Mayor of Glendale, California
- In office April 2005 – April 2006
- Preceded by: Bob Yousefian
- Succeeded by: Dave Weaver

Personal details
- Born: 1961 (age 64–65) Beirut, Lebanon
- Alma mater: Miami Dade Community College

= Rafi Manoukian =

American politician

Rafi Manoukian (born 1961) is a businessman and elected council member for several terms to the Glendale City Council, and has served at times as mayor of the city.

== Biography ==
Manoukian immigrated to the United States in 1975 from Beirut, Lebanon with his parents and three brothers. He resided in Los Angeles. After high school, he joined the United States Air Force in 1978 at the age 17 where he was promoted to the rank of Sergeant and where he received the Air Force Commendation Medal for work above and beyond the call of duty. He was honorably discharged in 1982.

During his four years in the military, Manoukian received an Associate in Arts Degree from Miami Dade Community College. Afterwards, Manoukian continued his education at California State University, Northridge receiving a bachelor's degree in economics in 1984. He received his Certified Public Accountant certificate in 1991 and founded Manoukian Accountancy Corporation in 1993. He went on to receive an MBA from California State University, Dominguez Hills in 2004. Manoukian married Zovig Sepetjian in 1987, and they have three children.

From 1997 to 1998, Manoukian served on the Measure K School Bond Committee, a role for which he earned the Glendale Unified School District Burtis E. Taylor Education Award.
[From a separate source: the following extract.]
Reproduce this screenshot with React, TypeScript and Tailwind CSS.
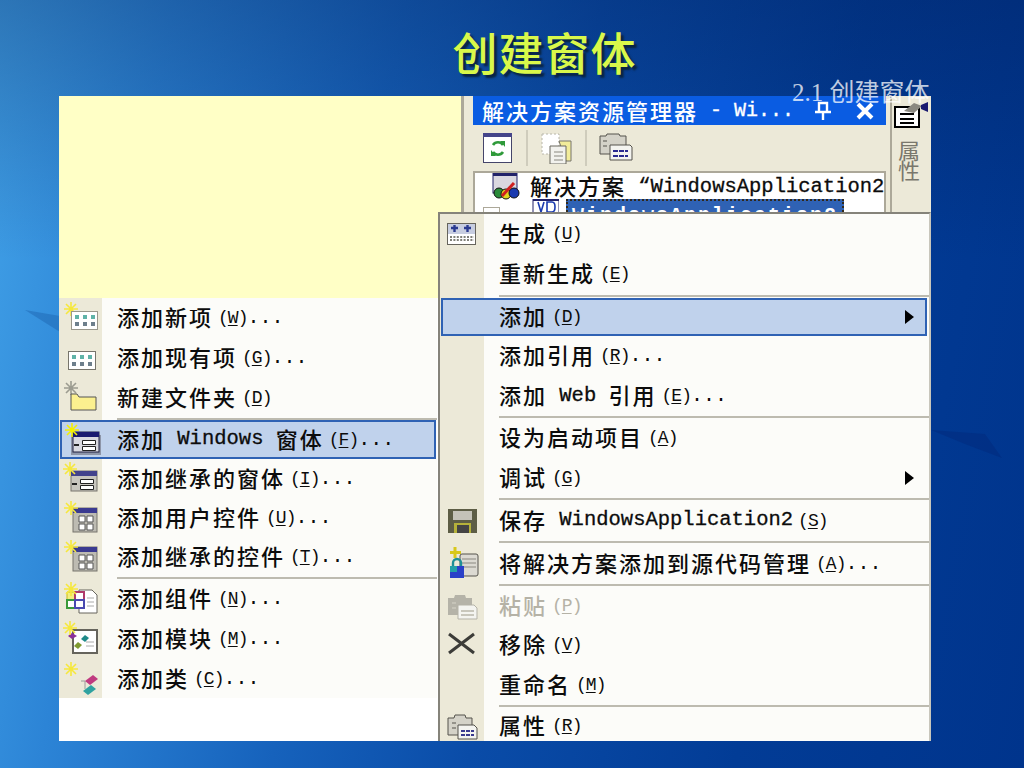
import React from "react";

function Label({ t, k, s, disabled }: { t: string; k?: string; s?: string; disabled?: boolean }) {
  const parts = t.trimEnd().split(/([\u4e00-\u9fff]+)/).filter(Boolean);
  return (
    <span className={`flex items-center whitespace-pre ${disabled ? "text-[#b5b2a6]" : "text-[#0c0c0c]"}`}>
      {parts.map((p, i) =>
        /[\u4e00-\u9fff]/.test(p) ? (
          <span key={i} className="relative -top-[2px] font-['Noto_Sans_CJK_SC',sans-serif] text-[22px] leading-none font-medium tracking-[2px]">{p}</span>
        ) : (
          <span key={i} className="font-['Liberation_Mono',monospace] text-[20.5px] leading-none [-webkit-text-stroke:0.3px]">{p}</span>
        )
      )}
      {k && (
        <span className="ml-[5px] font-['Liberation_Mono',monospace] text-[18px] leading-none tracking-[-1px]">
          (<span className="underline underline-offset-2">{k}</span>)
        </span>
      )}
      {s && <span className="font-['Liberation_Mono',monospace] text-[20px] leading-none">{s}</span>}
    </span>
  );
}

function Spark({ x = 0, y = 0, c = "#f6e83c" }: { x?: number; y?: number; c?: string }) {
  return (
    <g transform={`translate(${x} ${y})`} stroke={c} strokeWidth="1.6">
      <path d="M7 0V14M0 7H14M2 2L12 12M12 2L2 12" />
      <path d="M5 5h4v4H5z" fill={c} stroke="none" />
    </g>
  );
}

const Svg = ({ children }: { children: React.ReactNode }) => (
  <svg width="40" height="36" viewBox="0 0 40 36" className="shrink-0">{children}</svg>
);

const dots = (x: number, y: number) => (
  <g>
    {[0, 8, 16].map((a) => [0, 7].map((b) => (
      <rect key={`${a}${b}`} x={x + a} y={y + b} width="4" height="4" fill={b ? "#6d7f8c" : "#5fb3a8"} />
    )))}
  </g>
);

const IconNew = () => <Svg><Spark x={3} y={2} /><rect x="10.5" y="11.5" width="26" height="18" fill="#fff" stroke="#9a988c" />{dots(14, 15)}</Svg>;
const IconExisting = () => <Svg><rect x="7.5" y="11.5" width="27" height="18" fill="#fff" stroke="#77756c" />{dots(11, 15)}</Svg>;
const IconFolder = () => <Svg><Spark x={3} y={1} c="#9c9c90" /><path d="M10 14h6l2 3h17v13H10z" fill="#fbf08f" stroke="#555" /></Svg>;
const IconForm = ({ h }: { h?: boolean }) => (
  <Svg>
    {h && <rect x="8" y="13" width="30" height="20" fill="#8d95a8" />}
    <rect x="10" y="10" width="26" height="20" fill={h ? "#d9d9e0" : "#c8c6be"} stroke={h ? "#202040" : "#77756c"} />
    <rect x="10" y="10" width="26" height="5" fill={h ? "#1a1a70" : "#42428c"} />
    <path d="M11 23h5" stroke="#222" strokeWidth="2" />
    <path d="M19.5 18.5h13v4h-13zM19.5 24.5h13v4h-13z" fill="#fff" stroke="#222" />
    <Spark x={2} y={1} c={h ? "#f4f000" : "#f6e83c"} />
  </Svg>
);
const IconControl = () => (
  <Svg>
    <rect x="12" y="8" width="24" height="24" fill="#bdbbb2" stroke="#77756c" />
    <rect x="12" y="8" width="24" height="5" fill="#3a3a90" />
    <path d="M18 16h6v6h-6zM26 16h6v6h-6zM18 24h6v6h-6zM26 24h6v6h-6z" fill="#fff" stroke="#555" />
    <Spark x={3} y={1} />
  </Svg>
);
const IconComponent = () => (
  <Svg>
    <path d="M18 9h13l5 5v18H18z" fill="#fff" stroke="#66645c" />
    <path d="M26 17h7M26 21h7M26 25h7" stroke="#aaa" />
    <path d="M6 11h8v8H6z" fill="#f2ee80" stroke="#c8b820" />
    <path d="M14 11h9v8h-9z" fill="#fff" stroke="#b03a6a" strokeWidth="2" />
    <path d="M6 19h8v8H6z" fill="#fff" stroke="#3a9a3a" strokeWidth="2" />
    <path d="M14 19h9v8h-9z" fill="#fff" stroke="#4a4ab0" strokeWidth="2" />
    <Spark x={3} y={1} />
  </Svg>
);
const IconModule = () => (
  <Svg>
    <rect x="12" y="9" width="24" height="23" fill="#fff" stroke="#66645c" strokeWidth="2" />
    <path d="M25 21h8M25 25h8" stroke="#aaa" />
    <path d="M24 14l4 3-4 4-4-3z" fill="#1f8a88" />
    <path d="M17 21l4 3-4 4-4-3z" fill="#7f9a30" />
    <path d="M11 12l5 3-5 3-4-3z" fill="#8a2f9a" />
    <Spark x={2} y={0} />
  </Svg>
);
const IconClass = () => (
  <Svg>
    <path d="M20 20h4v8" stroke="#9a9a9a" fill="none" />
    <path d="M32 14l5 4-8 6-5-4z" fill="#c03a80" />
    <path d="M30 24l5 4-8 6-5-4z" fill="#2fa2a0" />
    <Spark x={3} y={1} />
  </Svg>
);
const IconBuild = () => (
  <Svg>
    <rect x="5.5" y="7.5" width="28" height="21" fill="#fff" stroke="#66645c" />
    <rect x="6" y="8" width="27" height="10" fill="#c7cde0" />
    <path d="M9 12h7M12.5 9v7M22 12h7M25.5 9v7" stroke="#2a3a90" strokeWidth="2.4" />
    <path d="M8 21h24M8 24h24" stroke="#55554c" strokeWidth="1.6" strokeDasharray="2 1.4" />
  </Svg>
);
const IconSave = () => (
  <Svg>
    <path d="M6 6h29v24H6z" fill="#5d5d45" />
    <rect x="11" y="8" width="19" height="9" fill="#c4c2b8" />
    <rect x="12" y="20" width="17" height="10" fill="#b5b13a" />
    <rect x="15" y="22" width="12" height="8" fill="#444" />
  </Svg>
);
const IconSource = () => (
  <Svg>
    <rect x="18" y="8" width="18" height="22" rx="2" fill="#dcdad2" stroke="#55534c" />
    <path d="M20 13h14M20 17h14M20 21h14" stroke="#8a8880" />
    <path d="M13 1v11M8 6.5h11" stroke="#d8c81a" strokeWidth="3" />
    <rect x="8" y="20" width="14" height="12" fill="#2a40c8" />
    <path d="M11 20v-3a4 4 0 0 1 8 0v3" fill="none" stroke="#1f8f96" strokeWidth="2.4" />
    <rect x="8" y="20" width="7" height="6" fill="#24a0a8" />
  </Svg>
);
const Clip = ({ c, l, dis }: { c: string; l: string; dis?: boolean }) => (
  <Svg>
    <path d="M6 10h6l1-3h10l1 3h6v17H6z" fill={c} stroke={dis ? "none" : "#55534c"} />
    <path d="M10 15h4M10 20h4" stroke={dis ? "#d6d4c8" : "#55534c"} />
    <path d="M16 17h16l3 3v11H16z" fill="#f4f4f0" stroke={dis ? "#b5b3a8" : "#55534c"} />
    <path d="M19 23h13M19 27h13" stroke={l} strokeWidth="2" strokeDasharray={dis ? "" : "4 1"} />
  </Svg>
);
const IconCut = () => (
  <Svg>
    <path d="M7 7l25 19M32 7L7 26" stroke="#3c3c38" strokeWidth="3" />
  </Svg>
);

type Row = { t?: string; k?: string; s?: string; icon?: React.ReactNode; h?: number; sep?: boolean; sel?: boolean; arrow?: boolean; dis?: boolean };

const leftRows: Row[] = [
  { t: "添加新项", k: "W", s: "...", icon: <IconNew />, h: 40 },
  { t: "添加现有项", k: "G", s: "...", icon: <IconExisting />, h: 40 },
  { t: "新建文件夹", k: "D", icon: <IconFolder />, h: 39 },
  { sep: true, h: 3 },
  { t: "添加 Windows 窗体", k: "F", s: "...", icon: <IconForm h />, sel: true, h: 39 },
  { t: "添加继承的窗体", k: "I", s: "...", icon: <IconForm />, h: 39 },
  { t: "添加用户控件", k: "U", s: "...", icon: <IconControl />, h: 39 },
  { t: "添加继承的控件", k: "T", s: "...", icon: <IconControl />, h: 40 },
  { sep: true, h: 2 },
  { t: "添加组件", k: "N", s: "...", icon: <IconComponent />, h: 40 },
  { t: "添加模块", k: "M", s: "...", icon: <IconModule />, h: 40 },
  { t: "添加类", k: "C", s: "...", icon: <IconClass />, h: 39 },
];

const rightRows: Row[] = [
  { t: "生成", k: "U", icon: <IconBuild />, h: 40 },
  { t: "重新生成", k: "E", h: 40 },
  { sep: true, h: 4 },
  { t: "添加", k: "D", sel: true, arrow: true, h: 38 },
  { t: "添加引用", k: "R", s: "...", h: 40 },
  { t: "添加 Web 引用", k: "E", s: "...", h: 40 },
  { sep: true, h: 2 },
  { t: "设为启动项目", k: "A", h: 40 },
  { t: "调试", k: "G", arrow: true, h: 40 },
  { sep: true, h: 2 },
  { t: "保存 WindowsApplication2", k: "S", icon: <IconSave />, h: 41 },
  { sep: true, h: 2 },
  { t: "将解决方案添加到源代码管理", k: "A", s: "...", icon: <IconSource />, h: 41 },
  { sep: true, h: 2 },
  { t: "粘贴", k: "P", icon: <Clip c="#b5b3a8" l="#c9c7bc" dis />, dis: true, h: 39 },
  { t: "移除", k: "V", icon: <IconCut />, h: 40 },
  { t: "重命名", k: "M", h: 40 },
  { sep: true, h: 2 },
  { t: "属性", k: "R", icon: <Clip c="#d4d2c8" l="#3a3a90" />, h: 38 },
];

function MenuRows({ rows, gutter, selClass }: { rows: Row[]; gutter: string; selClass: string }) {
  return (
    <>
      {rows.map((r, i) =>
        r.sep ? (
          <div key={i} className="flex shrink-0" style={{ height: r.h }}>
            <div className={`${gutter} shrink-0 bg-[#ece9d8]`} />
            <div className="ml-[15px] flex flex-1 items-center"><div className="h-[2px] w-full bg-[#bdbbb0]" /></div>
          </div>
        ) : (
          <div key={i} className="relative flex shrink-0" style={{ height: r.h }}>
            <div className={`${gutter} flex shrink-0 items-center justify-center bg-[#ece9d8]`}>{r.sel && r.icon ? null : r.icon}</div>
            {r.sel && (
              <div className={`absolute inset-y-0 left-[1px] flex items-center justify-start border-2 border-[#2f62b4] bg-[#c0d2ec] ${selClass}`}>
                {r.icon && <div className="flex w-[41px] items-center justify-center">{r.icon}</div>}
              </div>
            )}
            <div className="relative flex flex-1 items-center pl-[15px]">
              <Label t={r.t!} k={r.k} s={r.s} disabled={r.dis} />
              {r.arrow && <div className="absolute right-[15px] h-0 w-0 border-y-[7px] border-l-[9px] border-y-transparent border-l-black" />}
            </div>
          </div>
        )
      )}
    </>
  );
}

export default function App() {
  return (
    <div className="relative flex h-[768px] w-[1024px] flex-col overflow-hidden bg-[linear-gradient(100deg,#42a2e8_0%,#2c84d6_15%,#1662bc_35%,#0a4ca8_52%,#023c96_75%,#00348c_100%)]">
      <div className="absolute inset-x-0 top-0 h-[260px] bg-[linear-gradient(180deg,rgba(0,25,80,0.32),rgba(0,25,80,0))]" />
      <svg className="absolute inset-0" width="1024" height="768" viewBox="0 0 1024 768">
        <path d="M25 310L60 316 60 332z" fill="#1a5da8" opacity=".4" />
        <path d="M931 430L985 434 1002 458 965 444z" fill="#02297a" opacity=".45" />
      </svg>

      <header className="relative flex h-[96px] shrink-0 items-start justify-center pt-[22px] pl-[65px]">
        <h1 className="font-['Noto_Sans_CJK_SC',sans-serif] text-[45px] leading-[60px] font-medium tracking-[1px] text-[#d9f84a] [text-shadow:3px_3px_2px_#0a2440]">创建窗体</h1>
      </header>

      <main className="relative ml-[59px] flex h-[645px] w-[872px] shrink-0 flex-col bg-white">
        <section className="flex h-[202px] w-full shrink-0">
          <div className="w-[402px] shrink-0 bg-[#ffffc6]" />
          <div className="flex w-[12px] shrink-0 bg-[#ece9d8]">
            <div className="w-[3px] bg-[#aca899]" />
          </div>
          <div className="flex w-[413px] shrink-0 flex-col bg-[#ece9d8]">
            <div className="flex h-[29px] shrink-0 items-center bg-[#0a5ce2] pl-[9px] text-white">
              <span className="relative -top-[1px] font-['Noto_Sans_CJK_SC',sans-serif] text-[22px] leading-none font-medium tracking-[2px]">解决方案资源管理器</span>
              <span className="font-['Liberation_Mono',monospace] text-[20px] leading-none whitespace-pre [-webkit-text-stroke:0.3px]"> - Wi...</span>
              <svg width="20" height="20" viewBox="0 0 20 20" className="ml-[19px]"><path d="M6 2h8v9H6zM2 11h16M10 11v8" fill="none" stroke="#fff" strokeWidth="2.4" /></svg>
              <svg width="20" height="20" viewBox="0 0 20 20" className="ml-[22px]"><path d="M3 3l14 14M17 3L3 17" stroke="#fff" strokeWidth="4" /></svg>
            </div>
            <div className="flex h-[46px] shrink-0 items-center pl-[10px]">
              <svg width="30" height="32" viewBox="0 0 30 32">
                <rect x="0.5" y="1.5" width="28" height="29" fill="#fff" stroke="#45456a" />
                <rect x="0" y="1" width="29" height="4" fill="#45458a" />
                <path d="M10 13a6 6 0 0 1 10 0M20 20a6 6 0 0 1-10 0" fill="none" stroke="#2f9a3a" strokeWidth="2.6" />
                <path d="M17 9h5v6zM13 24H8v-6z" fill="#2f9a3a" />
              </svg>
              <div className="mx-[13px] h-[36px] w-[2px] bg-[#cfccbc]" />
              <svg width="32" height="32" viewBox="0 0 32 32">
                <path d="M1 2h17v20H1z" fill="#fff" stroke="#b8b6aa" strokeDasharray="2 2" />
                <path d="M18 9h12v20h-5z" fill="#f2ec9a" stroke="#77756c" />
                <path d="M9 14h16v18H9z" fill="#f2f2ee" stroke="#6a685e" />
                <path d="M13 20h9M13 24h9M13 28h9" stroke="#8a8880" />
              </svg>
              <div className="mx-[12px] h-[36px] w-[2px] bg-[#cfccbc]" />
              <svg width="34" height="30" viewBox="0 0 34 30">
                <path d="M1 3h6l1-2h12l1 2h6v18H1z" fill="#d4d2c8" stroke="#55534c" />
                <path d="M4 8h4M4 13h4" stroke="#55534c" />
                <path d="M11 12h20l2 2v13H11z" fill="#f4f4f0" stroke="#55534c" />
                <path d="M14 18h15M14 23h15" stroke="#2a2a90" strokeWidth="2" strokeDasharray="5 1" />
              </svg>
            </div>
            <div className="flex min-h-0 flex-1 flex-col overflow-hidden border-2 border-b-0 border-[#aca899] bg-white">
              <div className="flex h-[28px] shrink-0 items-center pl-[16px]">
                <svg width="30" height="30" viewBox="0 0 30 30" className="shrink-0">
                  <rect x="2" y="1" width="24" height="20" fill="#dad8e0" stroke="#22226a" />
                  <rect x="2" y="1" width="24" height="3" fill="#22226a" />
                  <circle cx="8" cy="21" r="5" fill="#2a8a3a" stroke="#111" />
                  <circle cx="15" cy="22" r="5" fill="#e0d820" stroke="#111" />
                  <circle cx="23" cy="21" r="5" fill="#1a3ab0" stroke="#111" />
                  <path d="M11 24L23 11" stroke="#d02020" strokeWidth="3" />
                </svg>
                <span className="ml-[9px]"><Label t="解决方案 “WindowsApplication2" /></span>
              </div>
              <div className="-mt-[2px] flex items-start pl-[8px]">
                <div className="mt-[8px] h-[12px] w-[17px] shrink-0 border border-[#aca899]" />
                <svg width="28" height="14" viewBox="0 0 28 14" className="ml-[31px] shrink-0">
                  <rect x="2" y="0" width="26" height="14" fill="#fff" stroke="#22226a" />
                  <rect x="2" y="0" width="26" height="2" fill="#22226a" />
                  <path d="M7 3l3 10 3-10M16 3v10h5q3 0 3-5t-3-5z" fill="none" stroke="#1a3ab0" strokeWidth="1.6" />
                </svg>
                <div className="ml-[7px] h-[40px] w-[278px] shrink-0 border-2 border-dotted border-[#33291a] bg-[#2f62b4] pt-[5px] pl-[4px] font-['Liberation_Mono',monospace] text-[20px] leading-none font-bold tracking-[2px] text-white">WindowsApplication2</div>
              </div>
            </div>
          </div>
          <div className="flex w-[45px] shrink-0 bg-[#ece9d8]">
            <div className="ml-[4px] w-[2px] bg-[#aca899]" />
            <div className="flex flex-1 flex-col items-center pt-[5px]">
              <svg width="38" height="28" viewBox="0 0 38 28">
                <rect x="2" y="6" width="24" height="20" fill="#fff" stroke="#000" strokeWidth="2" />
                <path d="M7 13h14M7 18h14M7 22h14" stroke="#000" strokeWidth="2" />
                <path d="M11 10l10-8 8 3-8 7z" fill="#8a8880" />
                <path d="M28 4l7-3v10l-7-3z" fill="#1a1a70" />
              </svg>
              <span className="mt-[10px] -ml-[5px] w-[22px] text-center font-['Noto_Sans_CJK_SC',sans-serif] text-[22px] leading-[20px] text-[#79776c]">属性</span>
            </div>
          </div>
        </section>

        <div className="absolute top-[202px] left-0 flex w-[378px] flex-col bg-[#fcfcf9]">
          <MenuRows rows={leftRows} gutter="w-[43px]" selClass="right-[1px]" />
        </div>

        <div className="absolute top-[116px] left-[379px] flex h-[529px] w-[493px] flex-col overflow-hidden border-t-2 border-r-2 border-l-2 border-t-[#85837a] border-r-[#c8c6bc] border-l-[#85837a] bg-[#fcfcf9]">
          <MenuRows rows={rightRows} gutter="w-[44px]" selClass="right-[2px]" />
        </div>
      </main>

      <span className="absolute top-[77px] left-[792px] font-['Liberation_Serif','Noto_Sans_CJK_SC',serif] text-[25px] leading-[32px] whitespace-pre text-white/75">2.1 创建窗体</span>
    </div>
  );
}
From 1998 to 1999, Manoukian served on the Board of the Glendale Chamber of Commerce as well as on the Board of the Glendale Youth Alliance.

In April 1999, Manoukian was elected to the Glendale City Council after promoting the registration of over 4000 new voters. He was re-elected in 2003, attaining the most votes of any council candidate up to that point in time. In addition to his duties as a councilmember, Manoukian served as Chair of the Housing Authority and the Redevelopment Agency. He assumed the duties of Glendale mayor in 2002-03 and 2005–06. As mayor, he chaired the 2005 Relay for Life event, which raised over $100,000 for cancer research. Manoukian was voted by the community as Best Politician in 2005. Manoukian was honored in 2006 by the National Ethnic Coalition of Organizations Foundation, by being awarded the Ellis Island Medal of Honor, which is given to immigrants that have made outstanding contributions to the United States. Although Glendale's City Council is non-partisan, Manoukian is a member of the Democratic Party. Manoukian also sits on the Burbank-Glendale-Pasadena Airport Commission.

In January 2011, Manoukian announced his candidacy for Glendale City Council. He won the election and was sworn in as a Glendale City Councilmember in April 2011.

Manoukian currently serves as Glendale's city treasurer.